I meant to blog this article a month ago. It's very funny. I Am Not a Straussian. At least, I Don't Think I Am. By Robert Kagan

I JUST WANT TO MAKE clear that I am not a Straussian. Not that there's anything wrong with that. Some of my closest friends are Straussians, and I have long admired the work of Allan Bloom, Harry Jaffa, Harvey Mansfield, and Thomas Pangle--though not, I must say, Leo Strauss himself, since I have never understood a word the political philosopher wrote. I mean not a single word. Nor have I been very good at understanding his disciples, really, and Pangle, from whom I once took two courses, can back me up on this.

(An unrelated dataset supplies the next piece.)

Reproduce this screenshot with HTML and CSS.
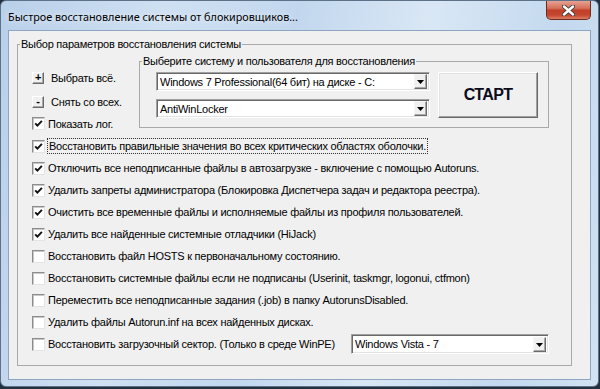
FILE: index.html
```html
<!DOCTYPE html>
<html lang="ru">
<head>
    <meta charset="UTF-8">
    <title>Быстрое восстановление системы от блокировщиков...</title>
    <link rel="stylesheet" href="styles.css">
</head>
<body>
    <div class="window">
        <div class="titlebar">
            <span class="title">Быстрое восстановление системы от блокировщиков...</span>
            <button class="close">
                <svg width="13" height="11" viewBox="0 0 13 11">
                    <path d="M2 1.5 L11 9.5 M11 1.5 L2 9.5" stroke="#3b3b3b" stroke-width="4.2" stroke-linecap="round"/>
                    <path d="M2 1.5 L11 9.5 M11 1.5 L2 9.5" stroke="#fff" stroke-width="2.4" stroke-linecap="round"/>
                </svg>
            </button>
        </div>
        <div class="client">
            <fieldset class="group main">
                <legend>Выбор параметров восстановления системы</legend>
                <div class="top">
                    <div class="side">
                        <div class="side-row first"><span class="mini-btn">+</span>Выбрать всё.</div>
                        <div class="side-row"><span class="mini-btn">-</span>Снять со всех.</div>
                        <div class="side-row last"><span class="box on"></span>Показать лог.</div>
                    </div>
                    <fieldset class="group pick">
                        <legend>Выберите систему и пользователя для восстановления</legend>
                        <div class="pick-body">
                            <div class="combos">
                                <div class="combo wide"><span class="combo-text">Windows 7 Professional(64 бит) на диске - C:</span><span class="drop"></span></div>
                                <div class="combo wide"><span class="combo-text">AntiWinLocker</span><span class="drop"></span></div>
                            </div>
                            <button class="start">СТАРТ</button>
                        </div>
                    </fieldset>
                </div>
                <ul class="options">
                    <li><span class="box on"></span><span class="focus">Восстановить правильные значения во всех критических областях оболочки.</span></li>
                    <li><span class="box on"></span>Отключить все неподписанные файлы в автозагрузке - включение с помощью Autoruns.</li>
                    <li><span class="box on"></span>Удалить запреты администратора (Блокировка Диспетчера задач и редактора реестра).</li>
                    <li><span class="box on"></span>Очистить все временные файлы и исполняемые файлы из профиля пользователей.</li>
                    <li><span class="box on"></span>Удалить все найденные системные отладчики (HiJack)</li>
                    <li><span class="box"></span>Восстановить файл HOSTS к первоначальному состоянию.</li>
                    <li><span class="box"></span>Восстановить системные файлы если не подписаны (Userinit, taskmgr, logonui, ctfmon)</li>
                    <li><span class="box"></span>Переместить все неподписанные задания (.job) в папку AutorunsDisabled.</li>
                    <li><span class="box"></span>Удалить файлы Autorun.inf на всех найденных дисках.</li>
                    <li><span class="box"></span>Восстановить загрузочный сектор. (Только в среде WinPE)
                        <div class="combo boot"><span class="combo-text">Windows Vista - 7</span><span class="drop"></span></div>
                    </li>
                </ul>
            </fieldset>
        </div>
    </div>
</body>
</html>
```

FILE: styles.css
```css
body {
    margin: 0;
    background-color: #23303d;
    font-family: "Liberation Sans", Arial, sans-serif;
    font-size: 11px;
    letter-spacing: -0.25px;
    color: #000;
}
.window {
    width: 599px;
    height: 387px;
    box-sizing: border-box;
    padding: 0 7px 7px 7px;
    border: 1px solid #5d7189;
    border-radius: 6px;
    background: linear-gradient(100deg, #b9d0ea 0%, #cfe0f2 25%, #c2d7ee 45%, #d9e7f5 65%, #c4d9ef 85%, #d0e2f3 100%);
}
.titlebar {
    height: 29px;
    display: flex;
    justify-content: space-between;
    align-items: flex-start;
}
.title {
    padding-top: 8px;
    font-family: "Noto Sans", "Liberation Sans", sans-serif;
    font-size: 10.8px;
    letter-spacing: 0;
    color: #000;
    text-shadow: 0 0 6px rgba(255, 255, 255, 0.9);
}
.close {
    width: 45px;
    height: 19px;
    padding: 0;
    border: 1px solid #6e2b1f;
    border-top: none;
    border-radius: 0 0 5px 5px;
    background: linear-gradient(#e6a293 0%, #d6705b 40%, #c23f27 52%, #c4462e 78%, #dc7e63 100%);
    display: flex;
    align-items: center;
    justify-content: center;
}
.client {
    height: 350px;
    box-sizing: border-box;
    border: 1px solid #8ea5c1;
    background-color: #f0f0f0;
    padding-top: 7px;
}
.group {
    margin: 0;
    padding: 0;
    border: 1px solid #a9a9a9;
    min-width: 0;
}
.group legend {
    padding: 0 1px;
    margin-left: 2px;
    line-height: 13px;
}
.main {
    margin: 0 18px 0 8px;
}
.top {
    display: flex;
    height: 83px;
}
.side {
    width: 107px;
    padding: 15px 0 0 14px;
}
.side-row {
    display: flex;
    align-items: center;
    height: 24px;
}
.side-row.last {
    height: 21px;
    margin-top: -1px;
}
.mini-btn {
    width: 10px;
    height: 10px;
    margin-right: 7px;
    border: 1px solid;
    border-color: #fff #6b6b6b #6b6b6b #fff;
    box-shadow: inset -1px -1px 0 #a8a8a8;
    background-color: #f0f0f0;
    font-size: 11px;
    font-weight: bold;
    line-height: 9px;
    text-align: center;
}
.box {
    width: 11px;
    height: 11px;
    margin-right: 3px;
    flex-shrink: 0;
    border: 1px solid;
    border-color: #8d8d8d #e4e4e4 #e4e4e4 #8d8d8d;
    box-shadow: inset 1px 1px 0 #c8c8c8;
    background-color: #fff;
}
.box.on {
    background: #fff url("data:image/svg+xml;utf8,<svg xmlns='http://www.w3.org/2000/svg' width='11' height='11'><path d='M2.2 5.3 L4.4 7.6 L8.9 2.8' fill='none' stroke='%23111' stroke-width='1.9'/></svg>") no-repeat center;
}
.pick {
    margin-top: 4px;
    width: 410px;
    height: 73px;
    box-sizing: border-box;
}
.pick-body {
    display: flex;
    padding: 4px 0 0 16px;
}
.combos {
    display: flex;
    flex-direction: column;
    gap: 8px;
}
.combo {
    height: 19px;
    box-sizing: border-box;
    display: flex;
    align-items: center;
    justify-content: space-between;
    border: 1px solid;
    border-color: #a0a0a0 #fff #fff #a0a0a0;
    box-shadow: inset 1px 1px 0 #696969, inset -1px -1px 0 #e3e3e3;
    background-color: #fff;
    padding: 1px 2px 1px 3px;
}
.combo.wide {
    width: 274px;
}
.combo.boot {
    width: 198px;
    height: 20px;
    margin: 0 22px 0 auto;
}
.drop {
    width: 11px;
    height: 13px;
    border: 1px solid;
    border-color: #f4f4f4 #6b6b6b #6b6b6b #f4f4f4;
    box-shadow: inset -1px -1px 0 #a8a8a8;
    background: #f0f0f0 url("data:image/svg+xml;utf8,<svg xmlns='http://www.w3.org/2000/svg' width='7' height='4'><path d='M0 0 H7 L3.5 4 Z' fill='%23000'/></svg>") no-repeat 2px 5px;
}
.start {
    width: 100px;
    height: 46px;
    margin-left: 8px;
    border: 1px solid;
    border-color: #fff #696969 #696969 #fff;
    box-shadow: inset -1px -1px 0 #a0a0a0, inset 1px 1px 0 #e3e3e3;
    background-color: #f0f0f0;
    font-family: "Liberation Sans", Arial, sans-serif;
    font-size: 16px;
    font-weight: bold;
    letter-spacing: -0.6px;
    color: #0b0b1c;
}
.options {
    list-style: none;
    margin: 1px 0 0 0;
    padding: 0 0 10px 14px;
}
.options li {
    display: flex;
    align-items: center;
    height: 22px;
    white-space: nowrap;
}
.focus {
    border: 1px dotted #333;
    padding: 1px;
    margin-left: -1px;
}
```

I feel the need to set the record straight because I am routinely called a Straussian by students of what is known as neoconservatism, and at the very least this is an insult to true Straussians, who presumably do understand what they're talking about. There isn't room here to list all the places where I have been called a Straussian--a Google search for "Robert Kagan" and "Leo Strauss" turns up 16,500 hits. Suffice to say that the immensely erudite Arthur Schlesinger Jr. has referred to me as a "student" of Strauss and Bloom, as has the columnist William Pfaff, and a half dozen other equally learned folk. A professor somewhere named Anne Norton has written a whole book assuming that I am a Straussian. You may ask why didn't she call me, just to confirm. But that would have been journalism, not scholarship. Then there are the followers of Lyndon LaRouche (see their "Children of Satan" pamphlets), left-wing and right-wing bloggers, as well as Arab, Asian, African, and, of course, European journalists and academics.....

The whole business of demonizing "Straussians" has always been really stupid, but hey...if people go around liberating the oppressed and spreading democracy, they gotta expect to take some flak.

Thanks for the reminding me about Kagan's article to another funny guy, Catholic blogger Jimmy Akin, who recently wrote, in response to someone's question about the morality of watching trashy television:

....It does not matter if you see (or hear or read about) someone doing something immoral as long as you are not tempted to do something immoral as a result.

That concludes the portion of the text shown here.